Can small factories or communities build closed-loop systems?
Absolutely.
Closed-loop isn’t just for massive plants. We’ve helped local cooperatives in Thailand and Indonesia set up compact crushing-regeneration combos powered by solar energy.
Think:
- Tabletop shredder
- Low-speed extruder
- Manual pellet cutter
Sure, it’s slower. But it’s real. And it changes the game for small towns dealing with their own waste.
We even offer training and blueprints for small loop systems. Because hey, the future isn’t just for the big guys.
How do we ensure product quality in regenerated plastic?
Quality is king.
We test every batch of regenerated pellets using:
- MFI (Melt Flow Index)
- Tensile strength
- Color and odor analysis
- Contaminant scans
Our QA team at Amige is relentless. One time they rejected a full batch just because it smelled weird. Turned out someone snuck in some PS. Naughty.

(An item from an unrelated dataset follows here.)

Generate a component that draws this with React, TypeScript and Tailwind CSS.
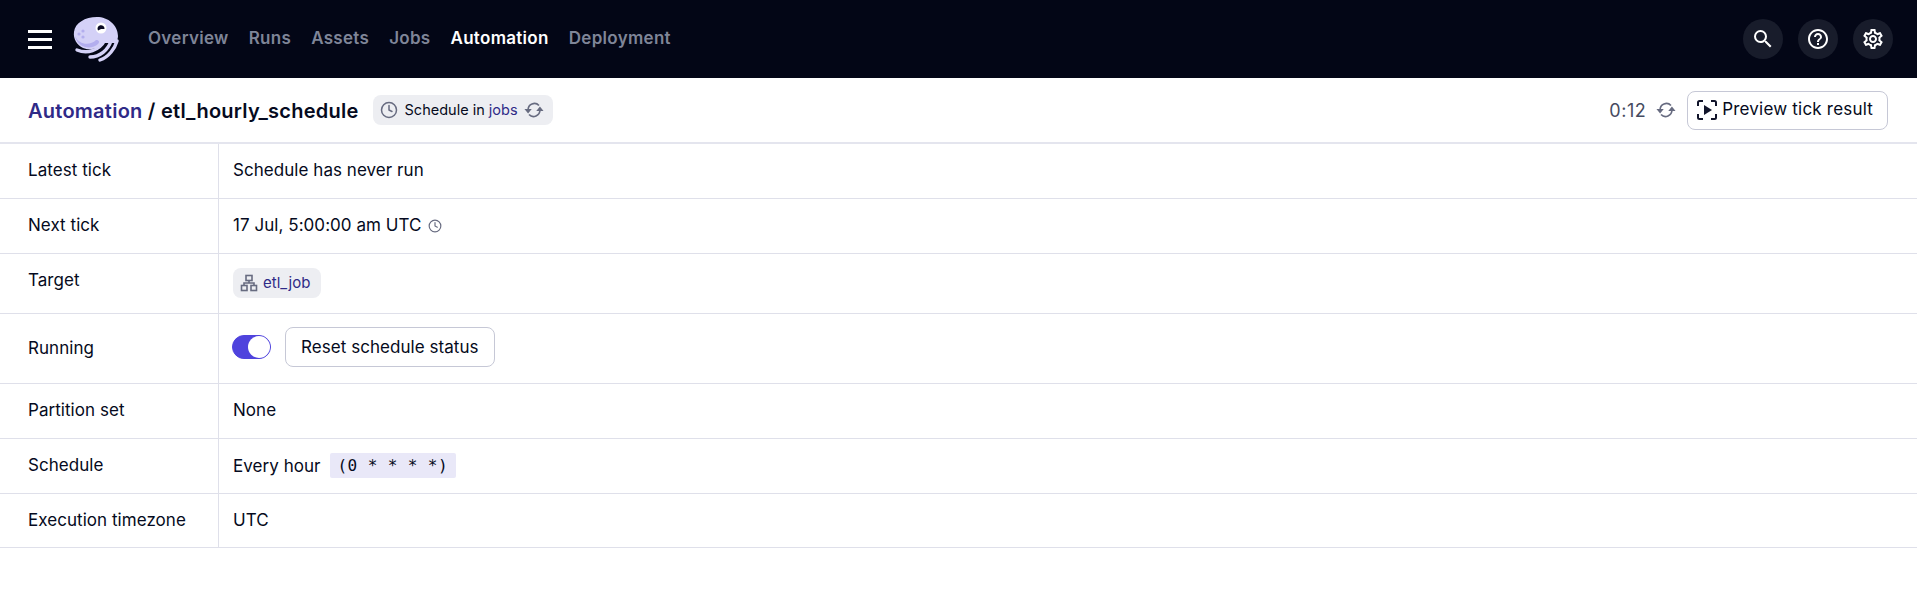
import { Clock } from "lucide-react";
import type { ReactNode } from "react";

const NAV_ITEMS = ["Overview", "Runs", "Assets", "Jobs", "Automation", "Deployment"];

const Logo = () => (
  <svg width="46" height="46" viewBox="0 0 46 46" fill="none">
    <path
      d="M24 1C35 1 45 9 45 20C45 22 44 25 43 27L31 27C27 32 18 35 10 32C4 29 0 23 1 16C2 7 12 1 24 1Z"
      fill="#d4d1f7"
    />
    <path d="M2 20C6 29 17 30 23 24C26 24 27 26 25 28C19 34 5 33 2 20Z" fill="#b3aeee" />
    <path d="M4 34C14 38 26 35 32 24" stroke="#d4d1f7" strokeWidth="3.4" strokeLinecap="round" />
    <path d="M17 41C27 41 35 34 38 25" stroke="#d4d1f7" strokeWidth="3.4" strokeLinecap="round" />
    <path d="M27 44C36 41 42 32 44 25" stroke="#d4d1f7" strokeWidth="3.4" strokeLinecap="round" />
    <circle cx="28" cy="12" r="5.5" fill="#fff" />
    <path d="M25 14.500A3.500 3.500 0 1 1 31.500 13L28 13Z" fill="#0a0a23" />
    <circle cx="6" cy="18" r="1.6" fill="#b3aeee" />
    <circle cx="10" cy="15" r="1.6" fill="#b3aeee" />
    <circle cx="10" cy="21" r="1.6" fill="#b3aeee" />
  </svg>
);

const NavButton = ({ d }: { d: string }) => (
  <button className="flex h-10 w-10 items-center justify-center rounded-full bg-[#181c2b] text-white">
    <svg width="24" height="24" viewBox="0 0 24 24" fill="currentColor">
      <path d={d} />
    </svg>
  </button>
);

const SEARCH =
  "M15.5 14h-.79l-.28-.27A6.471 6.471 0 0 0 16 9.5 6.5 6.5 0 1 0 9.5 16c1.61 0 3.09-.59 4.23-1.57l.27.28v.79l5 4.99L20.49 19l-4.99-5zm-6 0C7.01 14 5 11.99 5 9.5S7.01 5 9.5 5 14 7.01 14 9.5 11.99 14 9.5 14z";
const HELP =
  "M11 18h2v-2h-2v2zm1-16C6.48 2 2 6.48 2 12s4.48 10 10 10 10-4.48 10-10S17.52 2 12 2zm0 18c-4.41 0-8-3.59-8-8s3.59-8 8-8 8 3.59 8 8-3.59 8-8 8zm0-14c-2.21 0-4 1.79-4 4h2c0-1.1.9-2 2-2s2 .9 2 2c0 2-3 1.75-3 5h2c0-2.25 3-2.5 3-5 0-2.21-1.79-4-4-4z";
const SETTINGS =
  "M19.43 12.98c.04-.32.07-.64.07-.98 0-.34-.03-.66-.07-.98l2.11-1.65c.19-.15.24-.42.12-.64l-2-3.46c-.09-.16-.26-.25-.44-.25-.06 0-.12.01-.17.03l-2.49 1c-.52-.4-1.08-.73-1.69-.98l-.38-2.65C14.46 2.18 14.25 2 14 2h-4c-.25 0-.46.18-.49.42l-.38 2.65c-.61.25-1.17.59-1.69.98l-2.49-1c-.06-.02-.12-.03-.18-.03-.17 0-.34.09-.43.25l-2 3.46c-.13.22-.07.49.12.64l2.11 1.65c-.04.32-.07.65-.07.98 0 .33.03.66.07.98l-2.11 1.65c-.19.15-.24.42-.12.64l2 3.46c.09.16.26.25.44.25.06 0 .12-.01.17-.03l2.49-1c.52.4 1.08.73 1.69.98l.38 2.65c.03.24.24.42.49.42h4c.25 0 .46-.18.49-.42l.38-2.65c.61-.25 1.17-.59 1.69-.98l2.49 1c.06.02.12.03.18.03.17 0 .34-.09.43-.25l2-3.46c.12-.22.07-.49-.12-.64l-2.11-1.65zm-1.98-1.71c.04.31.05.52.05.73 0 .21-.02.43-.05.73l-.14 1.13.89.7 1.08.84-.7 1.21-1.27-.51-1.04-.42-.9.68c-.43.32-.84.56-1.25.73l-1.06.43-.16 1.13-.2 1.35h-1.4l-.19-1.35-.16-1.13-1.06-.43c-.43-.18-.83-.41-1.23-.71l-.91-.7-1.06.43-1.27.51-.7-1.21 1.08-.84.89-.7-.14-1.13c-.03-.31-.05-.54-.05-.74s.02-.43.05-.73l.14-1.13-.89-.7-1.08-.84.7-1.21 1.27.51 1.04.42.9-.68c.43-.32.84-.56 1.25-.73l1.06-.43.16-1.13.2-1.35h1.39l.19 1.35.16 1.13 1.06.43c.43.18.83.41 1.23.71l.91.7 1.06-.43 1.27-.51.7 1.21-1.07.85-.89.7.14 1.13zM12 8c-2.21 0-4 1.79-4 4s1.79 4 4 4 4-1.79 4-4-1.79-4-4-4zm0 6c-1.1 0-2-.9-2-2s.9-2 2-2 2 .9 2 2-.9 2-2 2z";

const SyncIcon = () => (
  <svg width="20" height="20" viewBox="1 1 22 22" fill="none" stroke="#676b80" strokeWidth="1.800">
    <path d="M5.500 12a7 7 0 0 1 12-5" />
    <path d="M18.500 12a7 7 0 0 1-12 5" />
    <path d="M1.500 11h8l-4 4.800z" fill="#676b80" stroke="none" />
    <path d="M22.500 13h-8l4-4.800z" fill="#676b80" stroke="none" />
  </svg>
);

const JobIcon = () => (
  <svg width="18" height="18" viewBox="0 0 18 18" fill="none" stroke="#676b80" strokeWidth="1.6">
    <rect x="6" y="1.500" width="6" height="5" />
    <rect x="1.500" y="11.500" width="5.500" height="5" />
    <rect x="11" y="11.500" width="5.500" height="5" />
    <path d="M9 6.500V9M4 11.500V9H14V11.500" />
  </svg>
);

const PreviewIcon = () => (
  <svg width="20" height="20" viewBox="0 0 20 20" fill="none" stroke="#11142a" strokeWidth="2">
    <path d="M1 6V2.500C1 1.700 1.700 1 2.500 1H6M14 1H17.500C18.300 1 19 1.700 19 2.500V6M19 14V17.500C19 18.300 18.300 19 17.500 19H14M6 19H2.500C1.700 19 1 18.300 1 17.500V14" />
    <path d="M7 5L15 10L7 15Z" fill="#11142a" stroke="none" />
  </svg>
);

const Row = ({ label, className = "", labelClass = "pt-[14px]", valueClass = "pt-[14px]", children }: {
  label: string;
  className?: string;
  labelClass?: string;
  valueClass?: string;
  children: ReactNode;
}) => (
  <div className={`flex border-b border-[#dfe0ea] ${className}`}>
    <div className={`flex w-[219px] shrink-0 items-start border-r border-[#dfe0ea] pl-7 leading-6 ${labelClass}`}>
      {label}
    </div>
    <div className={`flex items-start pl-[14px] leading-6 ${valueClass}`}>{children}</div>
  </div>
);

export default function App() {
  return (
    <div className="min-h-[606px] bg-white font-['Inter',sans-serif] text-[17px] tracking-[0.05px] text-[#050a20]">
      <nav className="flex h-[78px] items-center justify-between bg-[#030616] pl-7 pr-6">
        <div className="flex items-center">
          <div className="flex w-[24px] flex-col gap-[5px]">
            <span className="h-[3px] bg-white" />
            <span className="h-[3px] bg-white" />
            <span className="h-[3px] bg-white" />
          </div>
          <div className="ml-[21px] mr-[29px]">
            <Logo />
          </div>
          <div className="flex gap-[20px] text-[17px] font-semibold tracking-[0.3px] text-[#7f8598]">
            {NAV_ITEMS.map((item) => (
              <a key={item} className={item === "Automation" ? "text-white" : ""}>
                {item}
              </a>
            ))}
          </div>
        </div>
        <div className="flex gap-[15px]">
          <NavButton d={SEARCH} />
          <NavButton d={HELP} />
          <NavButton d={SETTINGS} />
        </div>
      </nav>

      <header className="flex h-[66px] items-center justify-between border-b-2 border-[#e4e5ee] pl-7 pr-[29px]">
        <div className="flex items-center">
          <h1 className="mt-[1px] text-[20px] font-semibold tracking-[0.25px]">
            <a className="text-[#2f2a87]">Automation</a> / etl_hourly_schedule
          </h1>
          <div className="ml-[14px] flex h-[30px] items-center rounded-lg bg-[#edeef2] pl-[7px] pr-[9px] text-[14.5px] tracking-[0px]">
            <Clock size={18} className="text-[#676b80]" />
            <span className="ml-[7px] mr-[6px]">
              Schedule in <a className="text-[#2f2a87]">jobs</a>
            </span>
            <SyncIcon />
          </div>
        </div>
        <div className="flex items-center">
          <span className="text-[18px] tracking-[0.5px] text-[#464b60]">0:12</span>
          <span className="ml-[10px] flex">
            <SyncIcon />
          </span>
          <button className="ml-[11px] flex h-[39px] items-center gap-[5px] rounded-lg border border-[#c6c8d6] pl-[9px] pr-[14px] tracking-[0.2px]">
            <PreviewIcon />
            Preview tick result
          </button>
        </div>
      </header>

      <section>
        <Row label="Latest tick" className="h-[55px]">
          Schedule has never run
        </Row>
        <Row label="Next tick" className="h-[55px]">
          <span className="flex items-center gap-[6px]">
            17 Jul, 5:00:00 am UTC
            <Clock size={14} className="mt-[1px] text-[#676b80]" />
          </span>
        </Row>
        <Row label="Target" className="h-[60px]">
          <div className="flex h-[30px] items-center gap-[5px] rounded-lg bg-[#edeef2] px-[7px] pr-[11px] text-[15px] tracking-[0px] text-[#2f2a87]">
            <JobIcon />
            etl_job
          </div>
        </Row>
        <Row label="Running" className="h-[70px]" labelClass="pt-[22px]" valueClass="pt-[13px]">
          <div className="flex items-center gap-[14px]">
            <span className="ml-[-1px] flex h-6 w-[39px] items-center justify-end rounded-full border border-[#4f43dd] bg-[#4f43dd]">
              <span className="h-[22px] w-[22px] rounded-full bg-white" />
            </span>
            <button className="flex h-10 items-center rounded-lg border border-[#c6c8d6] px-[15px]">
              Reset schedule status
            </button>
          </div>
        </Row>
        <Row label="Partition set" className="h-[55px]">
          None
        </Row>
        <Row label="Schedule" className="h-[55px]">
          <span className="flex items-center gap-[9px]">
            Every hour
            <code className="flex h-[25px] items-center rounded-[2px] bg-[#e9e8f8] px-[8px] font-['DejaVu_Sans_Mono',monospace] text-[16px] tracking-[0.4px] slashed-zero">
              (0 * * * *)
            </code>
          </span>
        </Row>
        <Row label="Execution timezone" className="h-[54px]">
          UTC
        </Row>
      </section>
    </div>
  );
}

But we’d rather toss a batch than sell junk. Closed-loop success depends on trust and quality consistency.
That’s why we also implement batch tracking systems. If something goes wrong, we trace it, fix it, and keep moving.
What’s the future of closed-loop plastic systems?
The future? It’s bright. And faster than you think.
We’re talking:
- Real-time monitoring
- Blockchain tracking for plastic origin
- On-site micro-loops in retail chains
- Circular economy partnerships with brands
Big players like Unilever and Coca-Cola are already piloting full-circle programs using advanced plastic regeneration lines.
At Amige, we’re working on loop-as-a-service models, where clients rent modular systems to test closed-loop setups without heavy upfront investment.
The message is clear: Crushing and regeneration aren’t two processes. They’re one mission.
Conclusion
Closed-loop recycling works when crushing and regeneration are seamlessly fused. It’s cleaner, faster, and more sustainable. At Amige, we don’t just build machines—we build loops. One crushed bottle, one regenerated pellet at a time.